Each FWFRer's personal page includes a "trophy cabinet," showing every accolade they have completed. To date, Randall, the most prolific completer of accolades, has more than 1800 in his trophy cabinet.

There is no central or group review of accolades. The creation and maintenance of accolades is on an individual basis.

==Four Word Film Reviews: The Book==
After several years of expressed interest from founder Benj Clews to develop the website's content into book form, in 2008 site user Michael Onesi spearheaded a concerted pitch effort to assess publishers' interest. Within two weeks, interest was registered from several publishing agents, and ultimately Adams Media won the right to publish the book. Made up of reviews originally published on the website, the book was released on August 18, 2010. In mid-2010, a second website was established to promote the book.

==The Fourum==
FWFR has a message board, called the Fourum, for discussion of any topic. The Fourum has several categories.

===FWFR Related===
"FWFR related" is a broad category in the Fourum. The sections include:
- "Reviews" - Discussions of any and everything FWFR related. Contains review discussion and a number of individually run contests.
- "Film Related" - Discussions of accolades, rankings, ratings, and features of the site. It contains a section devoted to listing and describing accolades created by members.
- "Site Maintenance" - Discussions related to reviews that may be generic, misspelled, duplicates or incorrect descriptions of the film.
- "General" - Discussions of FWFR that doesn't fall into the above categories.

===Film Related===
"Film Related" contains discussions of all things regarding film:
- "Films" - Members discuss current films, old films and films yet to come.
- "Film Queries" - Members may post questions regarding film identification, cast members and actors.
- "General" - Members may discuss anything else film related.

===Games and contests===
"Games and contests" is a busy section within the Fourum. The traditional games include:
- "Alternative Four Word Reviews" - four word reviews for things other than films.
- "Avatar Contests" - a contest to come up with the funniest or most clever message board avatar that complies with the week's given theme.
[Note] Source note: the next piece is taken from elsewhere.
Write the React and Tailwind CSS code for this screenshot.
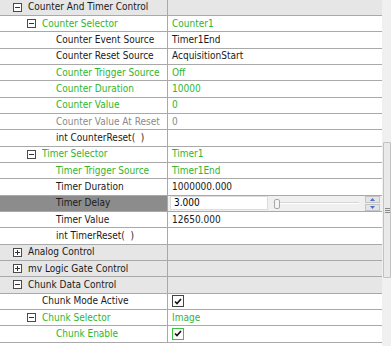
const GREEN = "text-[#2fb52f]";

const rows = [
  { kind: "group", level: 0, open: true, label: "Counter And Timer Control" },
  { level: 1, box: true, label: "Counter Selector", value: "Counter1", tone: "green" },
  { level: 2, label: "Counter Event Source", value: "Timer1End" },
  { level: 2, label: "Counter Reset Source", value: "AcquisitionStart" },
  { level: 2, label: "Counter Trigger Source", value: "Off", tone: "green" },
  { level: 2, label: "Counter Duration", value: "10000", tone: "green" },
  { level: 2, label: "Counter Value", value: "0", tone: "green" },
  { level: 2, label: "Counter Value At Reset", value: "0", tone: "gray" },
  { level: 2, label: "int CounterReset(  )", value: "" },
  { level: 1, box: true, label: "Timer Selector", value: "Timer1", tone: "green" },
  { level: 2, label: "Timer Trigger Source", value: "Timer1End", tone: "green" },
  { level: 2, label: "Timer Duration", value: "1000000.000" },
  { level: 2, label: "Timer Delay", value: "3.000", editing: true },
  { level: 2, label: "Timer Value", value: "12650.000" },
  { level: 2, label: "int TimerReset(  )", value: "" },
  { kind: "group", level: 0, open: false, label: "Analog Control" },
  { kind: "group", level: 0, open: false, label: "mv Logic Gate Control" },
  { kind: "group", level: 0, open: true, label: "Chunk Data Control" },
  { level: 1, label: "Chunk Mode Active", check: "black" },
  { level: 1, box: true, label: "Chunk Selector", value: "Image", tone: "green" },
  { level: 2, label: "Chunk Enable", check: "green", tone: "green" },
];

const toneClass = (tone) =>
  tone === "green" ? GREEN : tone === "gray" ? "text-[#8a8a8a]" : "text-[#1a1a1a]";

const Expander = ({ open }) => (
  <div className="w-[9px] h-[9px] border border-[#4a4a4a] bg-white relative shrink-0">
    <div className="absolute left-[1px] right-[1px] top-[3px] h-[1px] bg-[#333]" />
    {!open && <div className="absolute top-[1px] bottom-[1px] left-[3px] w-[1px] bg-[#333]" />}
  </div>
);

const Check = ({ color }) => (
  <div
    className={`w-[12px] h-[12px] border bg-white flex items-center justify-center ${
      color === "green" ? "border-[#3cc23c]" : "border-[#444]"
    }`}
  >
    <svg width="8" height="7" viewBox="0 0 8 7">
      <path d="M1 3.5 L3 5.5 L7 1" stroke="#111" strokeWidth="1.6" fill="none" />
    </svg>
  </div>
);

const DelayEditor = ({ value }) => (
  <div className="flex items-center h-full bg-[#f0f0f0] pr-[2px]">
    <div className="w-[98px] h-[14px] bg-white border border-[#dcdcdc] flex items-center pl-[3px] ml-[2px]">
      {value}
    </div>
    <div className="flex-1 relative h-full flex items-center ml-[5px] mr-[6px]">
      <div className="w-full h-[2px] bg-[#d6d6d6] border-b border-white" />
      <div className="absolute left-[1px] top-[3px] w-[6px] h-[10px] rounded-[2px] border border-[#a8a8a8] bg-[#f4f4f4]" />
    </div>
    <div className="flex flex-col gap-[1px]">
      <div className="w-[15px] h-[7px] bg-[#e4e4e4] border border-[#c4c4c4] flex items-center justify-center">
        <svg width="5" height="3" viewBox="0 0 5 3"><path d="M0 3 L2.5 0 L5 3Z" fill="#4a6fc4" /></svg>
      </div>
      <div className="w-[15px] h-[7px] bg-[#e4e4e4] border border-[#c4c4c4] flex items-center justify-center">
        <svg width="5" height="3" viewBox="0 0 5 3"><path d="M0 0 L2.5 3 L5 0Z" fill="#4a6fc4" /></svg>
      </div>
    </div>
  </div>
);

const Row = ({ r }) => {
  const group = r.kind === "group";
  const indent = 13 + r.level * 14;
  return (
    <div
      className={`flex h-[16.33px] border-b border-[#a9a9a9] ${group ? "bg-[#e6e6e6]" : "bg-white"}`}
    >
      <div
        className={`w-[168px] shrink-0 flex items-center overflow-hidden border-r border-[#a9a9a9] ${
          r.editing ? "bg-[#8c8c8c]" : ""
        }`}
        style={{ paddingLeft: indent }}
      >
        {group || r.box ? <Expander open={group ? r.open : true} /> : <div className="w-[9px] shrink-0" />}
        <span className={`ml-[6px] whitespace-pre ${group ? "text-[#1a1a1a]" : toneClass(r.tone)}`}>
          {r.label}
        </span>
      </div>
      <div className="flex-1 min-w-0">
        {r.editing ? (
          <DelayEditor value={r.value} />
        ) : r.check ? (
          <div className="h-full flex items-center pl-[4px]">
            <Check color={r.check} />
          </div>
        ) : (
          <div className={`h-full flex items-center pl-[4px] whitespace-nowrap ${toneClass(r.tone)}`}>
            {r.value}
          </div>
        )}
      </div>
    </div>
  );
};

export default function App() {
  return (
    <div
      className="w-[391px] h-[346px] overflow-hidden bg-white flex text-[10px] leading-none"
      style={{ fontFamily: '"DejaVu Sans Condensed", "DejaVu Sans", sans-serif' }}
    >
      <div className="w-[382px] shrink-0 -mt-[0.4px]">
        {rows.map((r, i) => (
          <Row key={i} r={r} />
        ))}
      </div>
      {/* scrollbar */}
      <div className="flex-1 bg-[#f0f0f0] flex flex-col">
        <div className="mt-[142px] h-[136px] ml-[1px] bg-[#e9e9e9] border border-[#c2c2c2] rounded-[1px] flex flex-col items-center justify-center gap-[1px]">
          <div className="w-[5px] h-[1px] bg-[#8a8a8a]" />
          <div className="w-[5px] h-[1px] bg-[#8a8a8a]" />
          <div className="w-[5px] h-[1px] bg-[#8a8a8a]" />
        </div>
      </div>
    </div>
  );
}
The winner of each contest gets to choose the theme of the next.
- "Four Word Tasteless Obituaries (FWTOs)" - four word obituaries describing the life of someone (living or dead) as though they had just died.
- "Four World Porn Titles (FWPTs)" - four word titles describing the names of films that would have been made should the subject have chosen to make pornographic films.
- "Movie Haikus" - reviews in haiku format.

===Off-Topic===
"Off-Topic" contains discussions related to everything else outside of films.